Print the entries verbatim, leaving out the images they contain.
* begin Supplied records *
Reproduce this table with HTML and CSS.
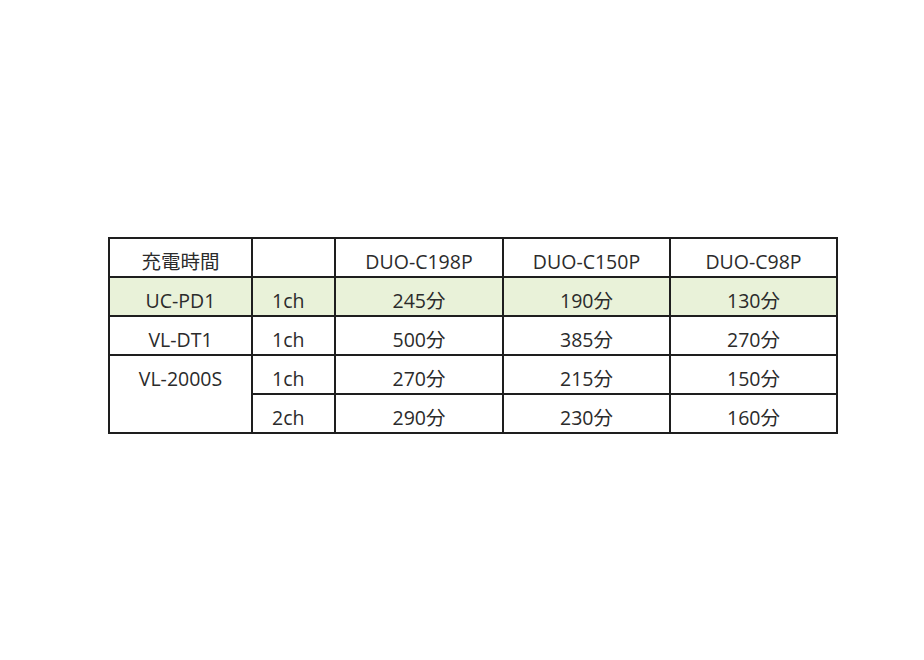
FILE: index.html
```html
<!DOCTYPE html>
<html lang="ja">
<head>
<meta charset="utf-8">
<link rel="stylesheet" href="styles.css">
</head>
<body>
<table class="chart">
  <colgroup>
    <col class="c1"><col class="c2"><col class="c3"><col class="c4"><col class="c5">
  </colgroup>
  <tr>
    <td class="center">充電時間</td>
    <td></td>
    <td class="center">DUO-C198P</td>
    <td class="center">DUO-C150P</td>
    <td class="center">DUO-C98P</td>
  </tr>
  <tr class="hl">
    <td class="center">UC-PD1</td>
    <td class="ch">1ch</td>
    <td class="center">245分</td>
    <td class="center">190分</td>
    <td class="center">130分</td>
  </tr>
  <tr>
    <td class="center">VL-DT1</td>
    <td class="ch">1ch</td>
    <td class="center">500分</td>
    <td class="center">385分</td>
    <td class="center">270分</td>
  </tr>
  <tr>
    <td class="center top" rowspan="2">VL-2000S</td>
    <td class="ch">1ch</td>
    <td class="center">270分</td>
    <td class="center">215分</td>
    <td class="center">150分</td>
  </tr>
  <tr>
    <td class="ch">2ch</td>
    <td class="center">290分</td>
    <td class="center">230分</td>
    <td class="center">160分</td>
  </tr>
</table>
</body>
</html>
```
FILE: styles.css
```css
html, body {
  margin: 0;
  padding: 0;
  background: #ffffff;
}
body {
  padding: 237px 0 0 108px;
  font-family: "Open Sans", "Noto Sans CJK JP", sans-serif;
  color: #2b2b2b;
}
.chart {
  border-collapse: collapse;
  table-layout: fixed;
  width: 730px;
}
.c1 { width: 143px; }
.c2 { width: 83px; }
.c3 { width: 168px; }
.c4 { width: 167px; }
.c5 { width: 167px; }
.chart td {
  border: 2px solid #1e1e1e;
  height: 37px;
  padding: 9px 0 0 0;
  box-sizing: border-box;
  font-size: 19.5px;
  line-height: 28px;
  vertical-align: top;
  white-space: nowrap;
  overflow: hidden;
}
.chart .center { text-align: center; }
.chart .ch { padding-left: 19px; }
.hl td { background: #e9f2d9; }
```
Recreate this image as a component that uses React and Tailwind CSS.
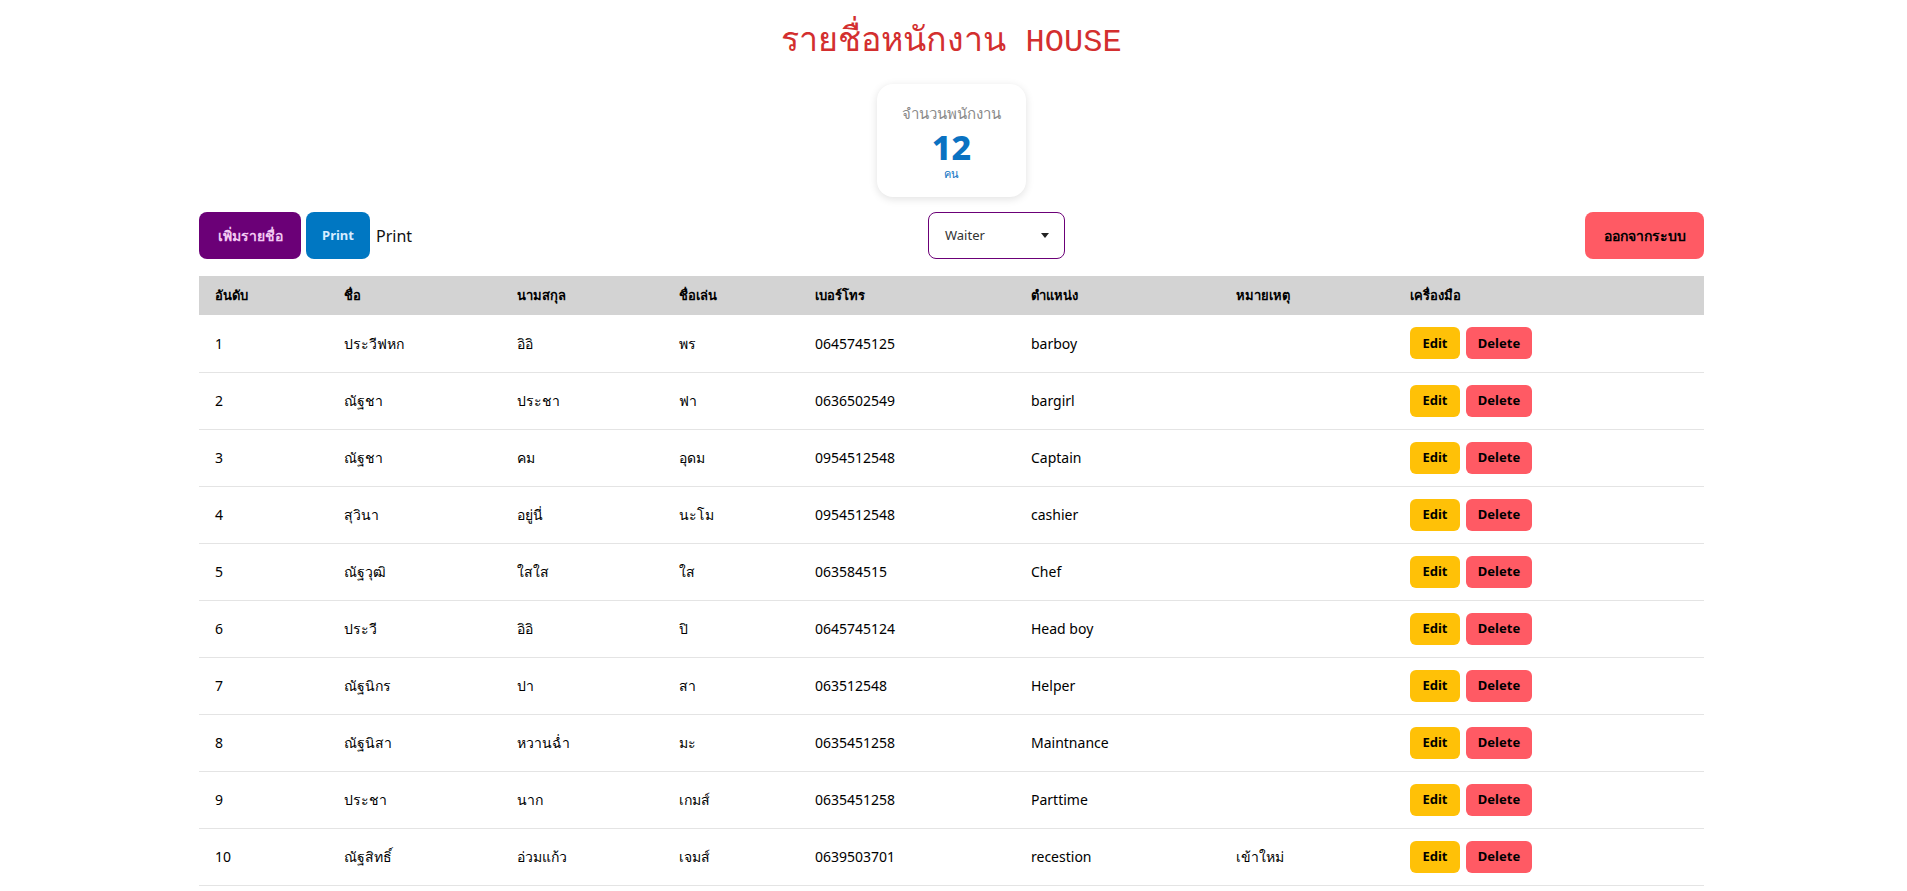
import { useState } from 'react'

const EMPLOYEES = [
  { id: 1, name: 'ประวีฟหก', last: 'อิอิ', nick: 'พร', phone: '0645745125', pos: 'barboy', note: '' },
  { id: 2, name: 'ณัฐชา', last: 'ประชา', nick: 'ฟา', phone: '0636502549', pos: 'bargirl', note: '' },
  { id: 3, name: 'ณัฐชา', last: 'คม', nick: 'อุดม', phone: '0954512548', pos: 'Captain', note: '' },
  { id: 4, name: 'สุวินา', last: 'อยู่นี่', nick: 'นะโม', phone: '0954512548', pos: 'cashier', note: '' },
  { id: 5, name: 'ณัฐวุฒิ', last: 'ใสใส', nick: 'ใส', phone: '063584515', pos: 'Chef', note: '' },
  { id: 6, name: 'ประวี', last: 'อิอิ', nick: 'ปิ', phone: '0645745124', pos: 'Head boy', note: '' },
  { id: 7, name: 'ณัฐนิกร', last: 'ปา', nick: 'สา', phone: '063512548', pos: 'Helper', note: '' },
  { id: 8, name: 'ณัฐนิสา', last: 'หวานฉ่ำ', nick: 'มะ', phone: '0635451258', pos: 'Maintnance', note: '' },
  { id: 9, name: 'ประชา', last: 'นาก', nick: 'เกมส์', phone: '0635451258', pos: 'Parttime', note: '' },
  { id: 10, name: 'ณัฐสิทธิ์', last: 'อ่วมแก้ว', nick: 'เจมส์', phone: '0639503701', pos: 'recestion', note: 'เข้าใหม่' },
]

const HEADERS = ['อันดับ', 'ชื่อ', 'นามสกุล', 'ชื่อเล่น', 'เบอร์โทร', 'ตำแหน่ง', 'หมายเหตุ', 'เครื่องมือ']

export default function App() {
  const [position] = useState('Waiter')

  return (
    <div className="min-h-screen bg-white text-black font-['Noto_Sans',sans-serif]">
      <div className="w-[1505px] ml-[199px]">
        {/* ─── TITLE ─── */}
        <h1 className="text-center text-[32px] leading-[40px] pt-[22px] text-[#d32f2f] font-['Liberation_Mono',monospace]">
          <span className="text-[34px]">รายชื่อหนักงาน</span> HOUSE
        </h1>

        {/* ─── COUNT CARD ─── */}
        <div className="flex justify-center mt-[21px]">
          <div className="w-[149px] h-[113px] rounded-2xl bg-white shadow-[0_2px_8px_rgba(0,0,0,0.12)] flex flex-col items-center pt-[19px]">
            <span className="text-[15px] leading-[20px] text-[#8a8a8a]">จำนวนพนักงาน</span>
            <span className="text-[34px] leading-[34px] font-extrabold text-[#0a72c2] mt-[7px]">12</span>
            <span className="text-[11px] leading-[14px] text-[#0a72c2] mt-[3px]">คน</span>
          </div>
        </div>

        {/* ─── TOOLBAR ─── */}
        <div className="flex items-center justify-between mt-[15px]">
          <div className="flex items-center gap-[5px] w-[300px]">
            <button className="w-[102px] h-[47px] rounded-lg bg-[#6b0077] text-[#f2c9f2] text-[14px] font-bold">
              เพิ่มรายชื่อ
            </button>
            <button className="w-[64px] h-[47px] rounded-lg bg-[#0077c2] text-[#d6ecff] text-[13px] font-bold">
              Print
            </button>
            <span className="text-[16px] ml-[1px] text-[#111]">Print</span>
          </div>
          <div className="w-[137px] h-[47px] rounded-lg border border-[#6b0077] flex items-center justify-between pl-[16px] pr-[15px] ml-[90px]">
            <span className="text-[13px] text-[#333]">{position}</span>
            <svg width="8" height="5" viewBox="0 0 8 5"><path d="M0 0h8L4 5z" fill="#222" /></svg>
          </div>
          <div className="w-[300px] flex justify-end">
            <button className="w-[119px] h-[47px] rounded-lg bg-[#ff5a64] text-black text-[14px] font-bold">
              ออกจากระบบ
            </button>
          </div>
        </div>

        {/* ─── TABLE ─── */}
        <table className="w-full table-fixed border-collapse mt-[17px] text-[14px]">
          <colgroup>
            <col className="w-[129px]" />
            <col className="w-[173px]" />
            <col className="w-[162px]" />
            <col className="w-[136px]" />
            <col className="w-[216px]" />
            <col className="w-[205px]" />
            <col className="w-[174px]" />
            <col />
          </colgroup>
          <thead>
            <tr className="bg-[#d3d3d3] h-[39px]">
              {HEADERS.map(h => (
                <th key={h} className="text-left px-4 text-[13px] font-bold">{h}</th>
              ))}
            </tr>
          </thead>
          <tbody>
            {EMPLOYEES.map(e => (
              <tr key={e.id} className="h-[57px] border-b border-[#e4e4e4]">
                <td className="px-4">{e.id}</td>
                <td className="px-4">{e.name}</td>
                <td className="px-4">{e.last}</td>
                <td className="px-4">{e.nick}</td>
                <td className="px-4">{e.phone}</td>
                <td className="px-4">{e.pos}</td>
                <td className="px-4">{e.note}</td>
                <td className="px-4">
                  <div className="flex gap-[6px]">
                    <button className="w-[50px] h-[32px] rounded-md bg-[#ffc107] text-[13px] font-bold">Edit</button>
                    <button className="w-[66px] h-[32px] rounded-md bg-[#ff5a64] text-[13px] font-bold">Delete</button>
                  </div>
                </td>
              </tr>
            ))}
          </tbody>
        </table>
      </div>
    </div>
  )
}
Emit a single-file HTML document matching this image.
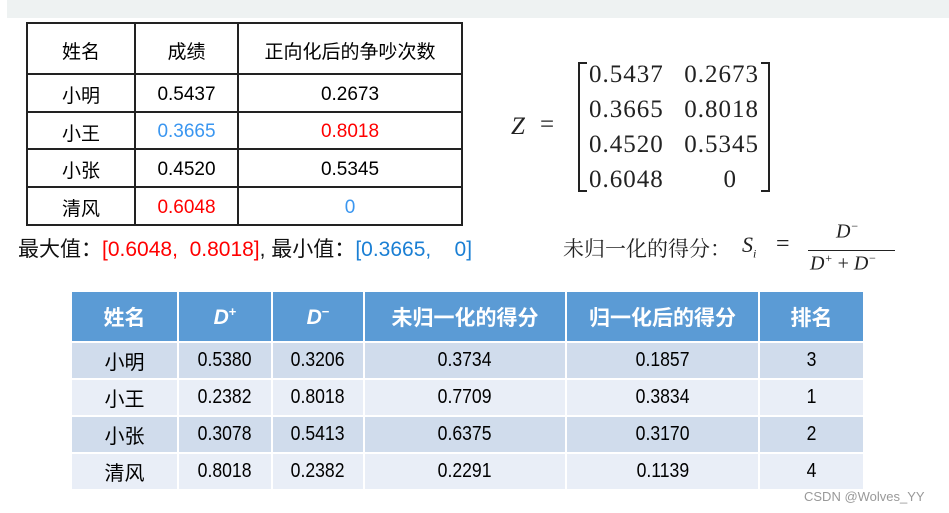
* end Supplied records *
* **Written response**:
Reproduce this table with HTML and CSS.
FILE: index.html
```html
<!DOCTYPE html>
<html lang="ja">
<head>
<meta charset="utf-8">
<link rel="stylesheet" href="styles.css">
</head>
<body>
<table class="chart">
  <colgroup>
    <col class="c1"><col class="c2"><col class="c3"><col class="c4"><col class="c5">
  </colgroup>
  <tr>
    <td class="center">充電時間</td>
    <td></td>
    <td class="center">DUO-C198P</td>
    <td class="center">DUO-C150P</td>
    <td class="center">DUO-C98P</td>
  </tr>
  <tr class="hl">
    <td class="center">UC-PD1</td>
    <td class="ch">1ch</td>
    <td class="center">245分</td>
    <td class="center">190分</td>
    <td class="center">130分</td>
  </tr>
  <tr>
    <td class="center">VL-DT1</td>
    <td class="ch">1ch</td>
    <td class="center">500分</td>
    <td class="center">385分</td>
    <td class="center">270分</td>
  </tr>
  <tr>
    <td class="center top" rowspan="2">VL-2000S</td>
    <td class="ch">1ch</td>
    <td class="center">270分</td>
    <td class="center">215分</td>
    <td class="center">150分</td>
  </tr>
  <tr>
    <td class="ch">2ch</td>
    <td class="center">290分</td>
    <td class="center">230分</td>
    <td class="center">160分</td>
  </tr>
</table>
</body>
</html>
```
FILE: styles.css
```css
html, body {
  margin: 0;
  padding: 0;
  background: #ffffff;
}
body {
  padding: 237px 0 0 108px;
  font-family: "Open Sans", "Noto Sans CJK JP", sans-serif;
  color: #2b2b2b;
}
.chart {
  border-collapse: collapse;
  table-layout: fixed;
  width: 730px;
}
.c1 { width: 143px; }
.c2 { width: 83px; }
.c3 { width: 168px; }
.c4 { width: 167px; }
.c5 { width: 167px; }
.chart td {
  border: 2px solid #1e1e1e;
  height: 37px;
  padding: 9px 0 0 0;
  box-sizing: border-box;
  font-size: 19.5px;
  line-height: 28px;
  vertical-align: top;
  white-space: nowrap;
  overflow: hidden;
}
.chart .center { text-align: center; }
.chart .ch { padding-left: 19px; }
.hl td { background: #e9f2d9; }
```
Recreate this image as a component that uses React and Tailwind CSS.
import { useState } from 'react'

const EMPLOYEES = [
  { id: 1, name: 'ประวีฟหก', last: 'อิอิ', nick: 'พร', phone: '0645745125', pos: 'barboy', note: '' },
  { id: 2, name: 'ณัฐชา', last: 'ประชา', nick: 'ฟา', phone: '0636502549', pos: 'bargirl', note: '' },
  { id: 3, name: 'ณัฐชา', last: 'คม', nick: 'อุดม', phone: '0954512548', pos: 'Captain', note: '' },
  { id: 4, name: 'สุวินา', last: 'อยู่นี่', nick: 'นะโม', phone: '0954512548', pos: 'cashier', note: '' },
  { id: 5, name: 'ณัฐวุฒิ', last: 'ใสใส', nick: 'ใส', phone: '063584515', pos: 'Chef', note: '' },
  { id: 6, name: 'ประวี', last: 'อิอิ', nick: 'ปิ', phone: '0645745124', pos: 'Head boy', note: '' },
  { id: 7, name: 'ณัฐนิกร', last: 'ปา', nick: 'สา', phone: '063512548', pos: 'Helper', note: '' },
  { id: 8, name: 'ณัฐนิสา', last: 'หวานฉ่ำ', nick: 'มะ', phone: '0635451258', pos: 'Maintnance', note: '' },
  { id: 9, name: 'ประชา', last: 'นาก', nick: 'เกมส์', phone: '0635451258', pos: 'Parttime', note: '' },
  { id: 10, name: 'ณัฐสิทธิ์', last: 'อ่วมแก้ว', nick: 'เจมส์', phone: '0639503701', pos: 'recestion', note: 'เข้าใหม่' },
]

const HEADERS = ['อันดับ', 'ชื่อ', 'นามสกุล', 'ชื่อเล่น', 'เบอร์โทร', 'ตำแหน่ง', 'หมายเหตุ', 'เครื่องมือ']

export default function App() {
  const [position] = useState('Waiter')

  return (
    <div className="min-h-screen bg-white text-black font-['Noto_Sans',sans-serif]">
      <div className="w-[1505px] ml-[199px]">
        {/* ─── TITLE ─── */}
        <h1 className="text-center text-[32px] leading-[40px] pt-[22px] text-[#d32f2f] font-['Liberation_Mono',monospace]">
          <span className="text-[34px]">รายชื่อหนักงาน</span> HOUSE
        </h1>

        {/* ─── COUNT CARD ─── */}
        <div className="flex justify-center mt-[21px]">
          <div className="w-[149px] h-[113px] rounded-2xl bg-white shadow-[0_2px_8px_rgba(0,0,0,0.12)] flex flex-col items-center pt-[19px]">
            <span className="text-[15px] leading-[20px] text-[#8a8a8a]">จำนวนพนักงาน</span>
            <span className="text-[34px] leading-[34px] font-extrabold text-[#0a72c2] mt-[7px]">12</span>
            <span className="text-[11px] leading-[14px] text-[#0a72c2] mt-[3px]">คน</span>
          </div>
        </div>

        {/* ─── TOOLBAR ─── */}
        <div className="flex items-center justify-between mt-[15px]">
          <div className="flex items-center gap-[5px] w-[300px]">
            <button className="w-[102px] h-[47px] rounded-lg bg-[#6b0077] text-[#f2c9f2] text-[14px] font-bold">
              เพิ่มรายชื่อ
            </button>
            <button className="w-[64px] h-[47px] rounded-lg bg-[#0077c2] text-[#d6ecff] text-[13px] font-bold">
              Print
            </button>
            <span className="text-[16px] ml-[1px] text-[#111]">Print</span>
          </div>
          <div className="w-[137px] h-[47px] rounded-lg border border-[#6b0077] flex items-center justify-between pl-[16px] pr-[15px] ml-[90px]">
            <span className="text-[13px] text-[#333]">{position}</span>
            <svg width="8" height="5" viewBox="0 0 8 5"><path d="M0 0h8L4 5z" fill="#222" /></svg>
          </div>
          <div className="w-[300px] flex justify-end">
            <button className="w-[119px] h-[47px] rounded-lg bg-[#ff5a64] text-black text-[14px] font-bold">
              ออกจากระบบ
            </button>
          </div>
        </div>

        {/* ─── TABLE ─── */}
        <table className="w-full table-fixed border-collapse mt-[17px] text-[14px]">
          <colgroup>
            <col className="w-[129px]" />
            <col className="w-[173px]" />
            <col className="w-[162px]" />
            <col className="w-[136px]" />
            <col className="w-[216px]" />
            <col className="w-[205px]" />
            <col className="w-[174px]" />
            <col />
          </colgroup>
          <thead>
            <tr className="bg-[#d3d3d3] h-[39px]">
              {HEADERS.map(h => (
                <th key={h} className="text-left px-4 text-[13px] font-bold">{h}</th>
              ))}
            </tr>
          </thead>
          <tbody>
            {EMPLOYEES.map(e => (
              <tr key={e.id} className="h-[57px] border-b border-[#e4e4e4]">
                <td className="px-4">{e.id}</td>
                <td className="px-4">{e.name}</td>
                <td className="px-4">{e.last}</td>
                <td className="px-4">{e.nick}</td>
                <td className="px-4">{e.phone}</td>
                <td className="px-4">{e.pos}</td>
                <td className="px-4">{e.note}</td>
                <td className="px-4">
                  <div className="flex gap-[6px]">
                    <button className="w-[50px] h-[32px] rounded-md bg-[#ffc107] text-[13px] font-bold">Edit</button>
                    <button className="w-[66px] h-[32px] rounded-md bg-[#ff5a64] text-[13px] font-bold">Delete</button>
                  </div>
                </td>
              </tr>
            ))}
          </tbody>
        </table>
      </div>
    </div>
  )
}
Emit a single-file HTML document matching this image.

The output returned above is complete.